Demographic trends indicate that by the year 2030, 65 percent of the local population will be 55 years of age and older, and that young families will continue to move to the area to find jobs.
Those trends, coupled with the fact that an eight-lane pool already exists in the community, pointed to a multi-functional pool design, he said.
Will the pool be able to meet the community’s demand?
YMCA leaders feel strongly that they have designed a pool that will more than adequately accommodate the vast majority of the community’s aquatic needs, Bartholomew said.
“Like most YMCAs, prime-time [4 to 8 p.m.] will provide scheduling challenges, however, regardless of the size of our facility, this time frame is typically our busiest,” Bartholomew said.
One aspect that will help accommodate demand for pools is the YMCA’s hours, Bartholomew said. Although hours haven’t been established yet, a typical YMCA is open from 5 a.m. to 10 p.m. Monday through Friday, from 7 a.m. to 9 p.m. on Saturday, and from 11 a.m. to 5 p.m. on Sunday.
Who came up with the design of the pool area?
The YMCA’s design review team worked with Water Technology Incorporated on the pool plan.
It shared the priority list with the Wisconsin-based company, which has been involved in building or designing 46 YMCA pools across the country.
“We asked them to use their creativity and design a pool that would adequately address our programming priorities and our budget,” said Bartholomew.
Could the YMCA add more lanes now instead of later?
If dollars were unlimited, it would have been ideal to build a six-lane pool, Bartholomew said. But pools are expensive – typically the single-biggest expense in any YMCA that’s built.
“We have to work within the confines of our budget,” Bartholomew said.
The YMCA had a budget of just under $9 million to work with. It’s not quite there yet; the YMCA is still about $750,000 short of its goal, but Bartholomew added that raising that amount of money is a testament to how much the community wants a YMCA. Early on in the process, the YMCA’s own consultants said the most that could be expected to be raised here was $5.5 million.
“Raising so much money for a single project is unprecedented in Alexandria, with the exception of St. Mary’s expansion,” Bartholomew said.
The director emphasized that no tax dollars or government funds are involved in the project.
The YMCA is a non-profit organization that relies on donations from individuals, businesses and foundations to construct facilities. Budgets to run YMCA facilities are solely driven by membership revenue, program revenue, special events and grants or contributions.
Could the YMCA add more lanes at a later date?
Yes, Bartholomew said. He said that there is plenty of room for expansion on the site.
The YMCA wants to give the facility a couple years of operation before deciding whether an expansion is needed or what types of facilities would be included.
“We do anticipate an additional campaign within the next three to five years based on our growth and development,” he said. “We will once again engage the community and, more importantly, our membership base to determine what is needed and move forward with those plans after detailed planning is concluded.”
Bartholomew said it is “extremely common” for YMCAs to add on, typically within a short period of time. Due to funding, it is very uncommon for YMCAs to build their dream facility in one stage, he added.

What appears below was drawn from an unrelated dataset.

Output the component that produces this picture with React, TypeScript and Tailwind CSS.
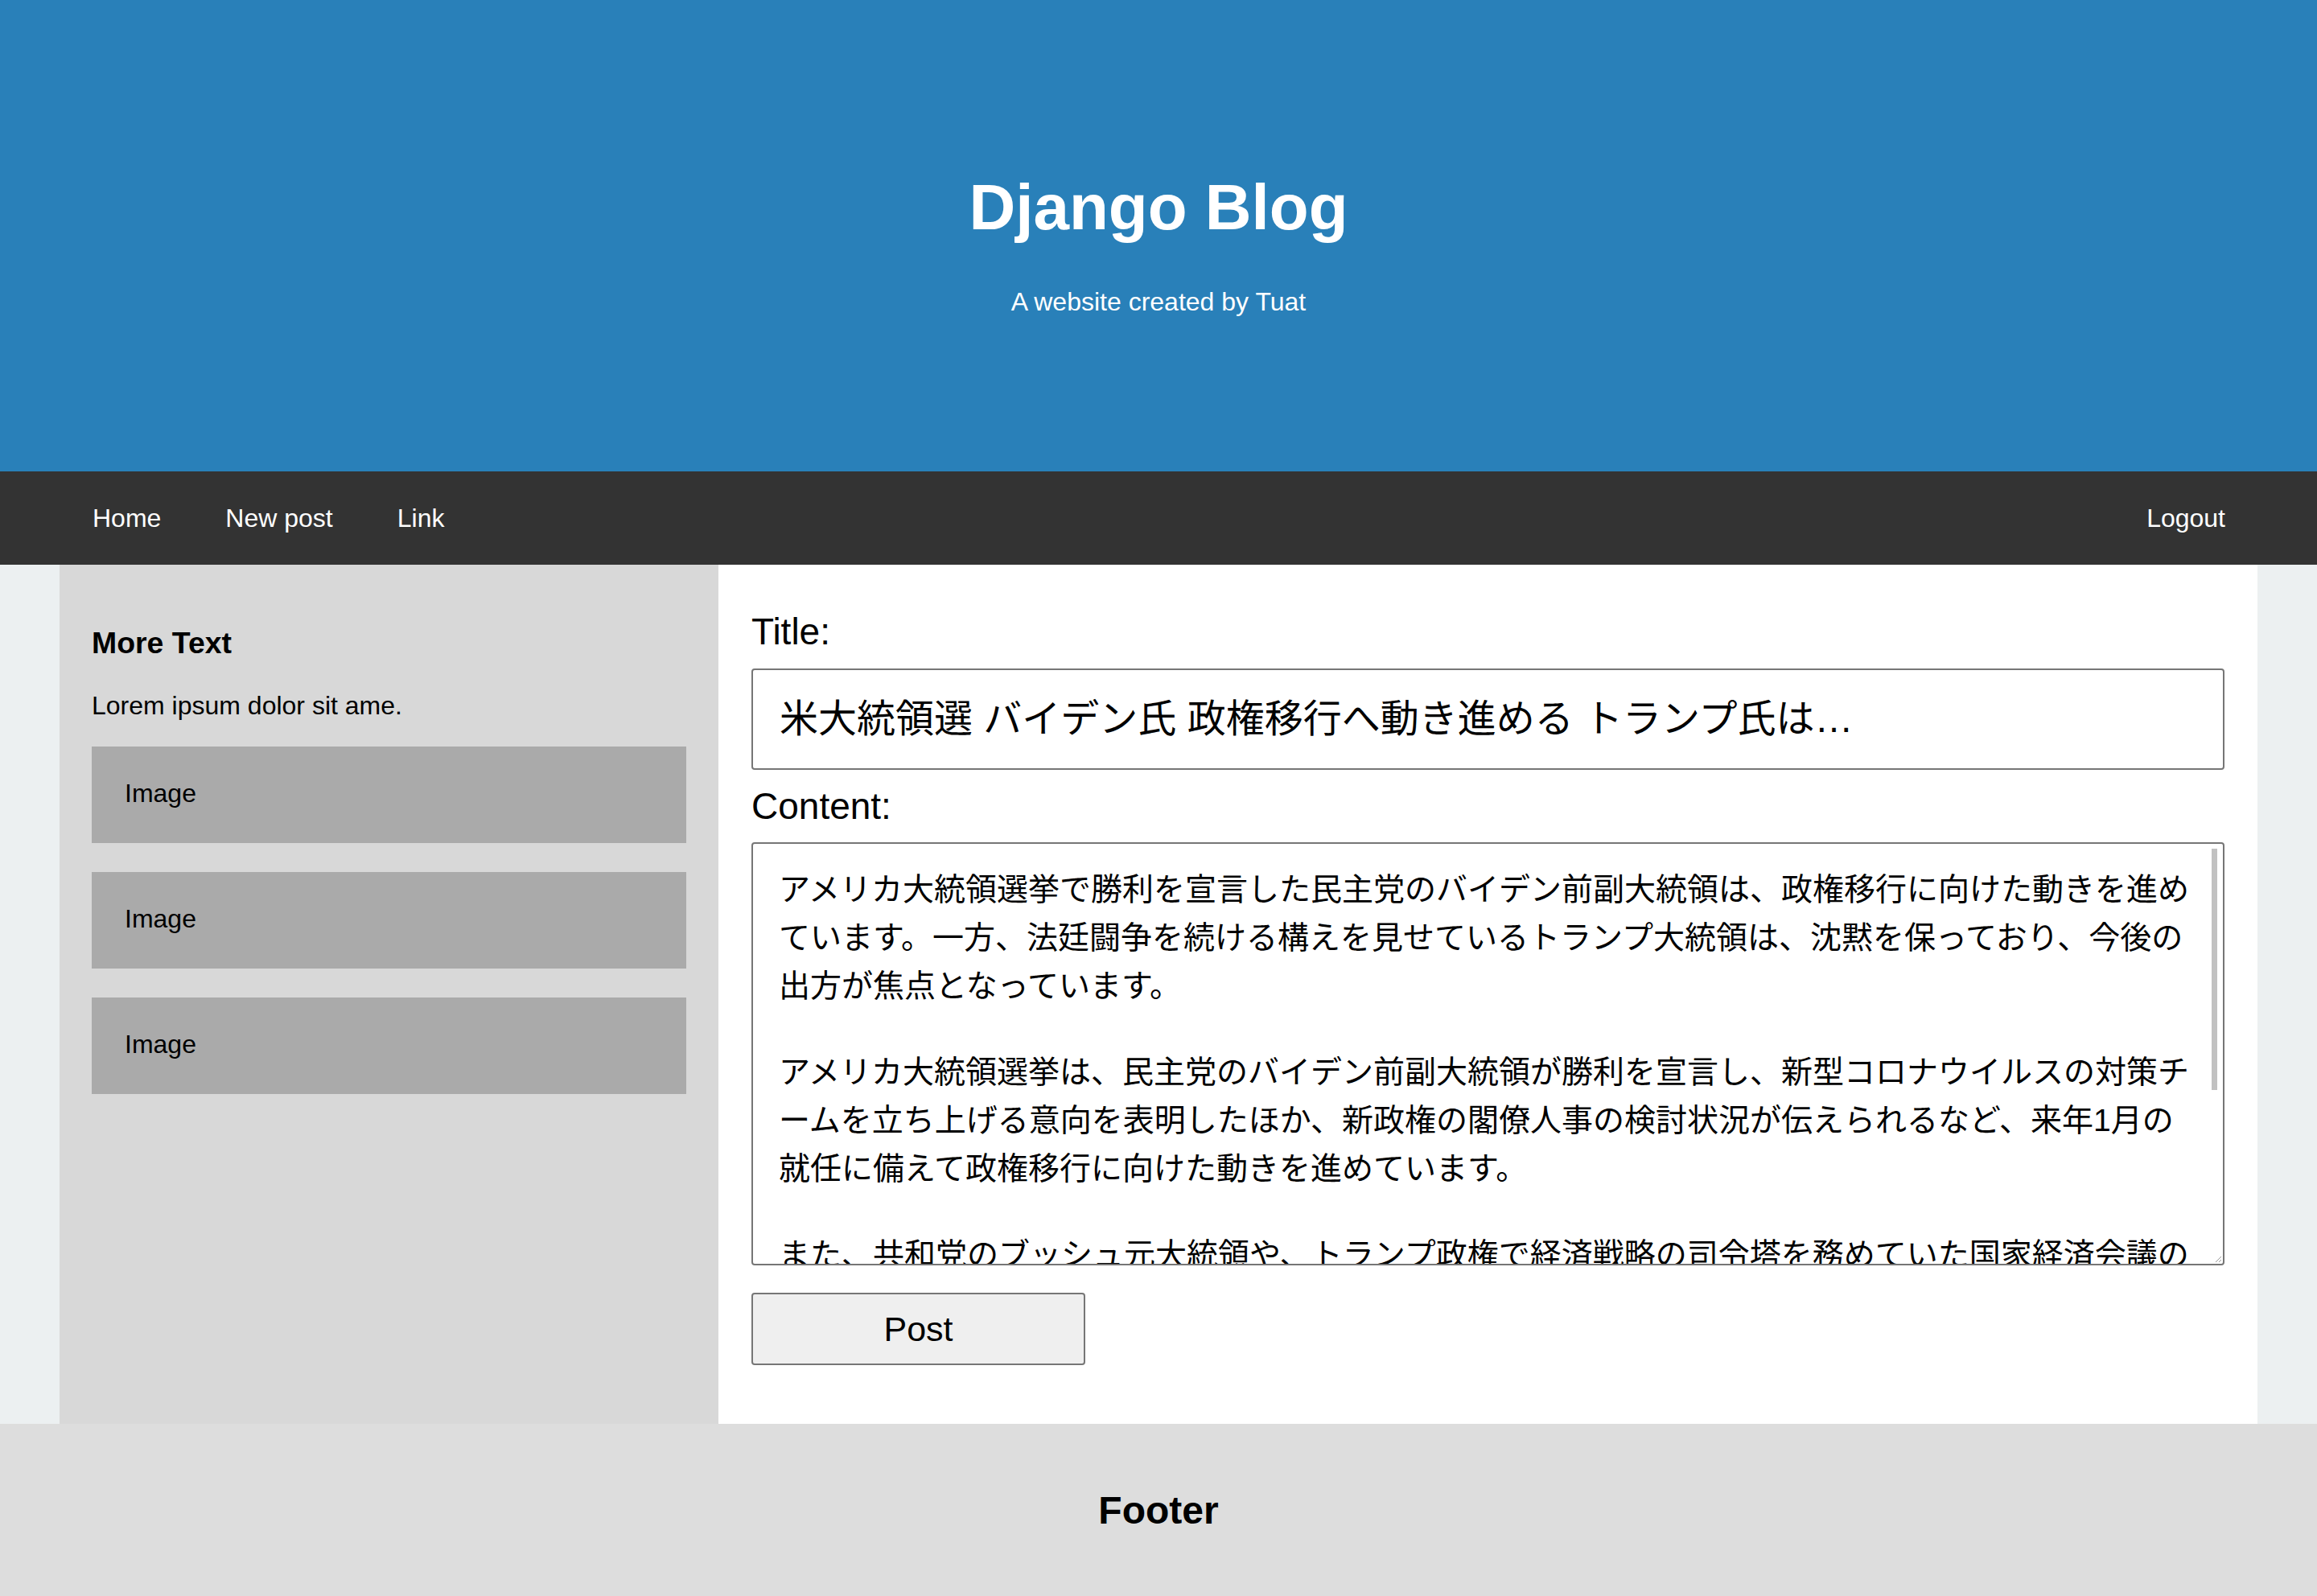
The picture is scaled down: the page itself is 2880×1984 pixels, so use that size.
const navLinks = ["Home", "New post", "Link"];

const paragraphs = [
  [
    "アメリカ大統領選挙で勝利を宣言した民主党のバイデン前副大統領は、政権移行に向けた動きを進め",
    "ています。一方、法廷闘争を続ける構えを見せているトランプ大統領は、沈黙を保っており、今後の",
    "出方が焦点となっています。",
  ],
  [
    "アメリカ大統領選挙は、民主党のバイデン前副大統領が勝利を宣言し、新型コロナウイルスの対策チ",
    "ームを立ち上げる意向を表明したほか、新政権の閣僚人事の検討状況が伝えられるなど、来年1月の",
    "就任に備えて政権移行に向けた動きを進めています。",
  ],
  [
    "また、共和党のブッシュ元大統領や、トランプ政権で経済戦略の司令塔を務めていた国家経済会議の",
  ],
];

function Header() {
  return (
    <header className="h-[586px] bg-[#2980b9] text-white flex flex-col items-center pt-[212px]">
      <h1 className="text-[80px] leading-[92px] font-bold">Django Blog</h1>
      <p className="mt-[53px] text-[32px] leading-[37px]">A website created by Tuat</p>
    </header>
  );
}

function Nav() {
  return (
    <nav className="h-[116px] bg-[#333333] text-white">
      <div className="h-full flex items-center justify-between pl-[75px] pr-[74px]">
        <div className="flex">
          {navLinks.map((l) => (
            <a key={l} href="#" className="px-[40px] text-[32px] leading-[37px]">
              {l}
            </a>
          ))}
        </div>
        <a href="#" className="px-[40px] text-[32px] leading-[37px]">
          Logout
        </a>
      </div>
    </nav>
  );
}

function Sidebar() {
  return (
    <aside className="w-[30%] bg-[#d8d8d8] px-[40px] pt-[76px]">
      <h3 className="text-[37.44px] leading-[43px] font-bold">More Text</h3>
      <p className="mt-[38px] text-[32px] leading-[37px]">Lorem ipsum dolor sit ame.</p>
      <div className="mt-[32px] flex flex-col gap-[36px]">
        {[1, 2, 3].map((i) => (
          <div key={i} className="h-[120px] bg-[#aaaaaa] flex items-center pl-[41px] pb-[4px] text-[32px] leading-[37px]">
            Image
          </div>
        ))}
      </div>
    </aside>
  );
}

function ContentBox() {
  return (
    <div
      role="textbox"
      className="relative h-[526px] border-2 border-[#767676] rounded-[4px] bg-white overflow-hidden pl-[32px] pr-[25px] pt-[27px]"
    >
      <div className="w-[1770px] text-[39px] leading-[60px]">
        {paragraphs.map((p, i) => (
          <div key={i} className={i > 0 ? "mt-[47px]" : ""}>
            {p.map((line) => (
              <div key={line} className="whitespace-nowrap">
                {line}
              </div>
            ))}
          </div>
        ))}
      </div>
      <div className="absolute right-[7px] top-[6px] w-[7px] h-[300px] bg-[#c1c1c1]" />
      <svg className="absolute right-[1px] bottom-[1px]" width="10" height="10" viewBox="0 0 10 10">
        <line x1="9" y1="2" x2="2" y2="9" stroke="#9a9a9a" strokeWidth="1" />
        <line x1="9" y1="6" x2="6" y2="9" stroke="#9a9a9a" strokeWidth="1" />
      </svg>
    </div>
  );
}

function PostForm() {
  return (
    <main className="flex-1 bg-white px-[41px] pt-[57px] pb-[73px] flex flex-col">
      <label className="text-[46px] leading-[53px]">Title:</label>
      <input
        type="text"
        readOnly
        defaultValue="米大統領選 バイデン氏 政権移行へ動き進める トランプ氏は…"
        className="mt-[19px] h-[126px] w-full border-2 border-[#767676] rounded-[4px] px-[33px] pb-[10px] text-[48px] text-black outline-none"
      />
      <label className="mt-[19px] text-[46px] leading-[53px]">Content:</label>
      <div className="mt-[18px]">
        <ContentBox />
      </div>
      <button className="mt-[34px] w-[415px] h-[90px] bg-[#efefef] border-2 border-[#767676] rounded-[4px] text-[43px]">
        Post
      </button>
    </main>
  );
}

export default function App() {
  return (
    <div className="min-h-screen font-['Liberation_Sans','Noto_Sans_CJK_JP',sans-serif] text-black bg-[#ecf0f1]">
      <Header />
      <Nav />
      <div className="px-[74px] flex">
        <Sidebar />
        <PostForm />
      </div>
      <footer className="h-[214px] bg-[#dddddd] flex items-center justify-center">
        <h2 className="text-[48px] leading-[55px] font-bold">Footer</h2>
      </footer>
    </div>
  );
}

Bartholomew knows of YMCAs that were built with no pools to start with. The YMCA in Door County, Wisconsin, which Bartholomew directed from 1998 to 2006, constructed a new facility with no pool and within three years added a $5 million aquatic center that’s one of the finest in the state.
“We have designed our facility to accommodate future growth – whether it be aquatics, gymnasium space, multi-purpose space, child care, racquetball, etc.,” he said.
What will the water temperatures of the pool areas be?
Because both pool areas will share the same water, the temperature will be the same – a “happy median” of 83 degrees, Bartholomew said.
He said that will be warm enough for the therapeutic part of the pool without being too warm for the lap swimmers.